12 maja 2017

Raj dla podniebienia

Hej Asia, jadłaś już dziś coś słodkiego?”

Nie, nie chciałam się z nią podzielić... (Haha!)
Po prostu za każdym razem, kiedy do niej przychodziłam pytałam się czy coś zjadła, żeby za chwilę wymieniać jakich rarytasów zażyło dziś moje podniebienie. Chyba chciałam się pochwalić, bo nie wiem, jaki mógł być inny cel? 
Mieliśmy z Tomkiem dobrze , bo babcia z samego rano wyruszała na łowy do pobliskiego wiejskiego sklepiku. Nawet mnie zawsze udało się na coś załapać. 
Mogłam się potem chełpić bez liku. 
Ale to było głupie! 
Asia, później mi to wypomniała. Myślała, że bawię się z nią tylko dlatego, żeby pochwalić się tym, co zjadłam (Haha! Musiałam się zaśmiać). Zauważcie jaką dużą rolę odgrywało jedzenie w moim życiu?
Kiedyś zanosiłam lekcje mojej koleżance, bo była chora. Jej mama spytała się mnie czy jadłam już obiad. Powiedziałam, że tak. Gdybym wiedziała, że nie dostane drugiego obiadu, skłamałabym, że nie. W moim domu było na porządku dziennym, że trzy razy jadłam zupę. Ziemniaków i mięsa nie cierpiałam, na szczęście były tylko w niedzielę. W poniedziałek zawsze była grochowa. Musiałam wybierać plewy z grochu, bo nigdy nie był dobrze oczyszczony. Lubiłam to. 
Rano zawsze chodziłam po bułki do sklepu.

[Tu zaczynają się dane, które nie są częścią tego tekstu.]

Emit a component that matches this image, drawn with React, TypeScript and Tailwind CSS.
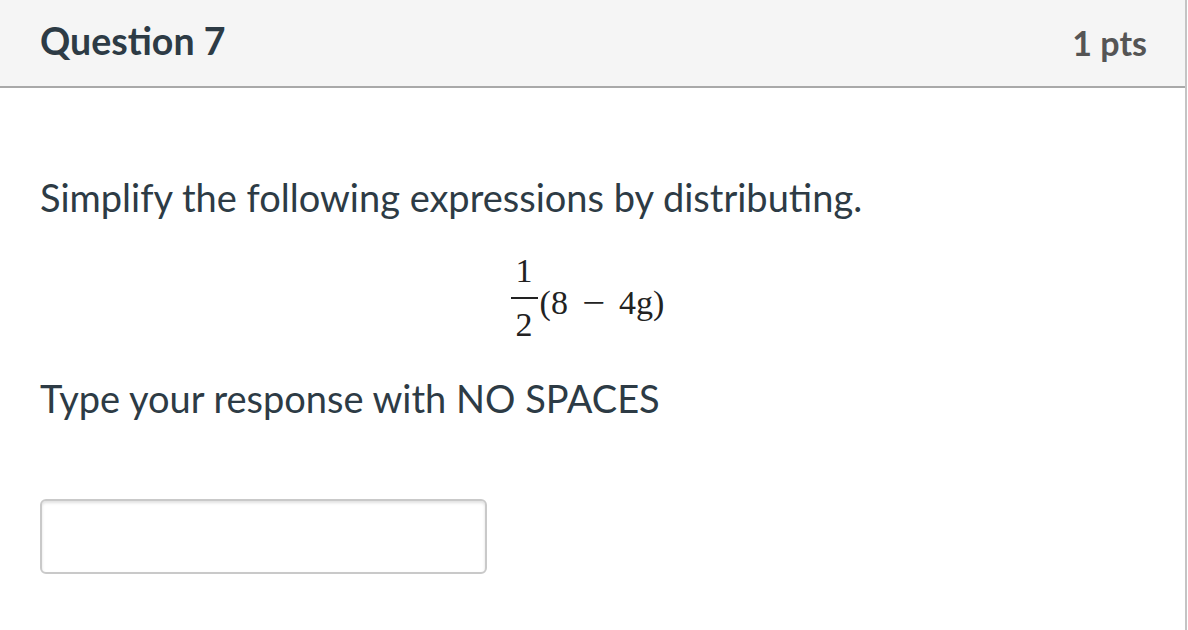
import React from "react";

export default function App() {
  return (
    <div className="w-[1188px] h-[630px] bg-white overflow-hidden" style={{ fontFamily: "Lato, 'Noto Sans', sans-serif" }}>
      <div className="w-[1187px] h-full border-r-2 border-[#c4c4c4]">
        <div className="h-[88px] bg-[#f5f5f5] border-b-2 border-[#a9a9a9] pl-[40px] pr-[38px] flex items-center justify-between">
          <div className="text-[37.5px] font-bold text-[#2d3b45] leading-none -mt-[4px]">Question 7</div>
          <div className="text-[34px] font-bold text-[#555555] leading-none">1 pts</div>
        </div>
        <div className="px-[40px] pt-[85px]">
          <p className="text-[38px] leading-[48px] text-[#2d3b45]">Simplify the following expressions by distributing.</p>
          <div className="mt-[34px] flex justify-center" style={{ fontFamily: "'Liberation Serif', 'Times New Roman', serif" }}>
            <div className="flex items-start text-[34px] leading-[32px] text-[#222222] -ml-[10px]">
              <div className="flex flex-col items-center w-[27px]">
                <span>1</span>
                <div className="mt-[10px] h-[1.5px] w-[27px] bg-[#222222]" />
                <span className="mt-[10px]">2</span>
              </div>
              <div className="mt-[32px] flex">
                <span className="ml-[2px]">(8</span>
                <span className="mx-[16px] scale-x-[1.2]">−</span>
                <span>4g)</span>
              </div>
            </div>
          </div>
          <p className="mt-[33px] text-[38px] leading-[48px] text-[#2d3b45]">Type your response with NO SPACES</p>
          <div className="mt-[77px] w-[447px] h-[75px] rounded-[6px] border-2 border-[#c9c9c9] bg-white shadow-[inset_0_2px_3px_rgba(0,0,0,0.12)]" />
        </div>
      </div>
    </div>
  );
}
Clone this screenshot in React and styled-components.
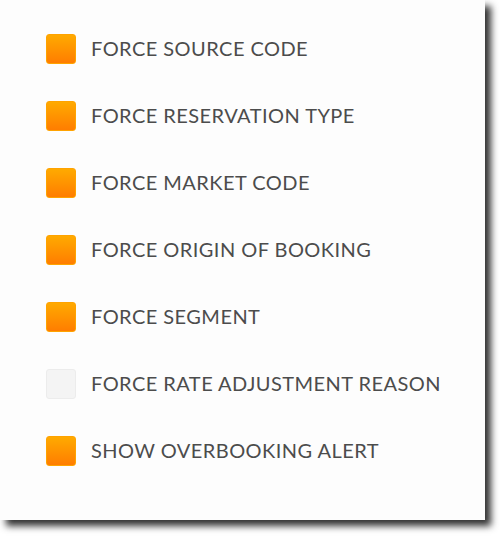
import styled, { createGlobalStyle } from "styled-components";

const GlobalStyle = createGlobalStyle`
    html, body {
        margin: 0;
        padding: 0;
        background: #ffffff;
    }
`

const Page = styled.div`
    height: 536px;
`

const Panel = styled.div`
    width: 485px;
    height: 520px;
    box-sizing: border-box;
    background: #fdfdfd;
    box-shadow: 6px 6px 7px rgba(0, 0, 0, 0.8);
    padding: 34px 0 0 46px;
    display: flex;
    flex-direction: column;
    gap: 37px;
`

const Row = styled.label`
    display: flex;
    align-items: center;
    gap: 15px;
    height: 30px;
    cursor: pointer;
`

const Box = styled.span`
    width: 30px;
    height: 30px;
    flex: none;
    box-sizing: border-box;
    border-radius: 3px;
    background: ${p => p.checked
        ? "linear-gradient(to bottom, #ffaa00, #ff7d00)"
        : "#f4f4f4"};
    border: 1px solid ${p => p.checked ? "#ffa300" : "#ececec"};
`

const Text = styled.span`
    font-family: Lato, "Open Sans", sans-serif;
    font-size: 20px;
    letter-spacing: 0.45px;
    color: #4c4c4c;
    line-height: 30px;
    white-space: nowrap;
    position: relative;
    top: -1px;
`

const items = [
    { name: "FORCE SOURCE CODE", on: true },
    { name: "FORCE RESERVATION TYPE", on: true },
    { name: "FORCE MARKET CODE", on: true },
    { name: "FORCE ORIGIN OF BOOKING", on: true },
    { name: "FORCE SEGMENT", on: true },
    { name: "FORCE RATE ADJUSTMENT REASON", on: false },
    { name: "SHOW OVERBOOKING ALERT", on: true },
];

export default function App() {
    return (
        <Page>
            <GlobalStyle />
            <Panel>
                {items.map(item =>
                    <Row key={item.name}>
                        <Box checked={item.on} />
                        <Text>{item.name}</Text>
                    </Row>
                )}
            </Panel>
        </Page>
    );
}
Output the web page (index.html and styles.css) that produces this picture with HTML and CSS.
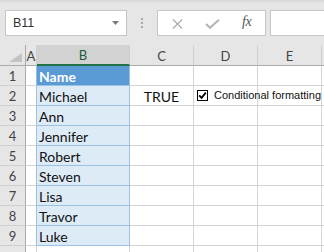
FILE: index.html
```html
<!DOCTYPE html>
<html>
<head>
<meta charset="utf-8">
<link rel="stylesheet" href="styles.css">
</head>
<body>
<div class="app">
  <div class="toolbar">
    <div class="namebox">
      <span class="nb-text">B11</span>
      <svg class="nb-arrow" width="7" height="4" viewBox="0 0 7 4"><path d="M0 0H7L3.5 4Z" fill="#7a7a7a"/></svg>
    </div>
    <div class="sep"><i></i><i></i><i></i></div>
    <div class="fbtns">
      <svg class="ico-x" width="11" height="10" viewBox="0 0 11 10"><path d="M1 0.5L10 9.5M10 0.5L1 9.5" stroke="#ababab" stroke-width="1.2" fill="none"/></svg>
      <svg class="ico-ok" width="15" height="10" viewBox="0 0 15 10"><path d="M1 5L5 8.8L14 0.8" stroke="#b3b3b3" stroke-width="2" fill="none"/></svg>
      <span class="ico-fx">fx</span>
    </div>
    <div class="finput"></div>
  </div>

  <div class="sheet">
    <div class="hd corner"><svg width="13" height="9" viewBox="0 0 13 9"><path d="M13 0V9H0Z" fill="#c3c3c3"/></svg></div>
    <div class="hd">A</div>
    <div class="hd sel">B</div>
    <div class="hd">C</div>
    <div class="hd">D</div>
    <div class="hd">E</div>
    <div class="hd last"></div>

    <div class="rh">1</div><div class="c a"></div><div class="c b name">Name</div><div class="c"></div><div class="c"></div><div class="c"></div><div class="c last"></div>
    <div class="rh">2</div><div class="c a"></div><div class="c b">Michael</div><div class="c ctr">TRUE</div><div class="c"></div><div class="c"></div><div class="c last"></div>
    <div class="rh">3</div><div class="c a"></div><div class="c b">Ann</div><div class="c"></div><div class="c"></div><div class="c"></div><div class="c last"></div>
    <div class="rh">4</div><div class="c a"></div><div class="c b">Jennifer</div><div class="c"></div><div class="c"></div><div class="c"></div><div class="c last"></div>
    <div class="rh">5</div><div class="c a"></div><div class="c b">Robert</div><div class="c"></div><div class="c"></div><div class="c"></div><div class="c last"></div>
    <div class="rh">6</div><div class="c a"></div><div class="c b">Steven</div><div class="c"></div><div class="c"></div><div class="c"></div><div class="c last"></div>
    <div class="rh">7</div><div class="c a"></div><div class="c b">Lisa</div><div class="c"></div><div class="c"></div><div class="c"></div><div class="c last"></div>
    <div class="rh">8</div><div class="c a"></div><div class="c b">Travor</div><div class="c"></div><div class="c"></div><div class="c"></div><div class="c last"></div>
    <div class="rh">9</div><div class="c a"></div><div class="c b">Luke</div><div class="c"></div><div class="c"></div><div class="c"></div><div class="c last"></div>
    <div class="rh"></div><div class="c"></div><div class="c"></div><div class="c"></div><div class="c"></div><div class="c"></div><div class="c last"></div>
  </div>

  <label class="chk">
    <span class="chk-box"><svg width="9" height="9" viewBox="0 0 9 9"><path d="M1.2 4.4L3.6 6.8L7.8 1.6" stroke="#000" stroke-width="1.8" fill="none"/></svg></span>
    <span class="chk-label">Conditional formatting</span>
  </label>
</div>
</body>
</html>
```
FILE: styles.css
```css
* { box-sizing: border-box; }
html, body { margin: 0; padding: 0; }
body {
  width: 324px;
  height: 252px;
  overflow: hidden;
  background: #ffffff;
  font-family: Lato, "Liberation Sans", sans-serif;
}
.app {
  position: relative;
  width: 324px;
  height: 252px;
  overflow: hidden;
}

/* toolbar */
.toolbar {
  height: 45px;
  display: flex;
  align-items: flex-start;
  padding: 10px 0 0 5px;
  background: linear-gradient(#d8d8d8 0, #e4e4e4 3px, #e6e6e6 4px);
}
.namebox {
  width: 122px;
  height: 26px;
  background: #fff;
  border: 1px solid #c6c6c6;
  display: flex;
  align-items: center;
  justify-content: space-between;
  padding: 0 7px 1px 7px;
}
.nb-text {
  font-family: "Liberation Sans", Arial, sans-serif;
  font-size: 12.5px;
  color: #333;
}
.nb-arrow { margin-top: 1px; }
.sep {
  width: 30px;
  height: 26px;
  display: flex;
  flex-direction: column;
  align-items: center;
  justify-content: center;
  gap: 2px;
}
.sep i {
  display: block;
  width: 2px;
  height: 2px;
  background: #a8a8a8;
}
.fbtns {
  width: 109px;
  height: 26px;
  background: #fff;
  border: 1px solid #c6c6c6;
  position: relative;
  display: flex;
  align-items: center;
  padding-left: 14px;
}
.ico-x { margin-top: 1px; }
.ico-ok { margin-left: 22px; margin-top: 1px; }
.ico-fx {
  margin-left: 22px;
  font-family: "Liberation Serif", "Times New Roman", serif;
  font-style: italic;
  font-size: 14px;
  color: #555;
  letter-spacing: -0.5px;
  margin-top: -2px;
}
.finput {
  flex: 1;
  height: 26px;
  margin-left: 4px;
  background: #fff;
  border: 1px solid #c6c6c6;
  border-right: none;
}

/* sheet */
.sheet {
  display: grid;
  grid-template-columns: 26px 11px 93px 64px 64px 64px 1fr;
  grid-template-rows: 21px repeat(10, 20px);
}
.hd {
  background: #e6e6e6;
  border-right: 1px solid #cfcfcf;
  border-bottom: 1px solid #ababab;
  display: flex;
  align-items: center;
  justify-content: center;
  font-size: 13px;
  color: #444;
  padding-top: 1px;
}
.hd.corner {
  align-items: flex-end;
  justify-content: flex-end;
  padding: 0 3px 3px 0;
  border-right-color: #ababab;
}
.hd.sel {
  background: #d2d2d2;
  border-bottom: 2px solid #217346;
  color: #1d5b37;
}
.hd.last { border-right: none; }
.rh {
  background: #e6e6e6;
  border-right: 1px solid #ababab;
  border-bottom: 1px solid #cfcfcf;
  display: flex;
  align-items: center;
  justify-content: center;
  font-size: 13px;
  color: #444;
  padding-top: 1px;
}
.c {
  border-right: 1px solid #d4d4d4;
  border-bottom: 1px solid #d4d4d4;
  font-size: 14px;
  color: #111;
  line-height: 19px;
  padding: 1px 0 0 2px;
  white-space: nowrap;
}
.c.last { border-right: none; }
.c.a { border-right-color: #9bc2e6; }
.c.b {
  background: #ddebf7;
  border-right-color: #9bc2e6;
  border-bottom-color: #9bc2e6;
}
.c.b.name {
  background: #5b9bd5;
  color: #fff;
  font-weight: bold;
}
.c.ctr { text-align: center; padding-left: 0; }

/* floating checkbox control */
.chk {
  position: absolute;
  left: 197px;
  top: 89px;
  display: flex;
  align-items: center;
  white-space: nowrap;
}
.chk-box {
  width: 11px;
  height: 11px;
  border: 1px solid #000;
  background: #fff;
  display: flex;
  align-items: center;
  justify-content: center;
}
.chk-label {
  margin-left: 6px;
  font-family: "Liberation Sans", Arial, sans-serif;
  font-size: 11px;
  color: #111;
}
```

Najlepsze były w niedziele, jeszcze ciepłe. Trzeba było jednak wybrać się odpowiednio wcześnie i postać trochę w kolejce, bo miały niezłe wzięcie. Bułki jadłam tylko z masłem, żeby nie zaburzyć smaku. Do teraz tak mam.
W Liceum z kolei miałam fazę na jogurty. Najlepsza była kaszka manna poranna. Szybko z nimi skończyłam, bo szło mi w "biedra". Kto by pomyślał?
Ps. Po płukance moje włosy wyglądają dużo lepiej. Za drugim razem to w ogóle będzie raj na głowie.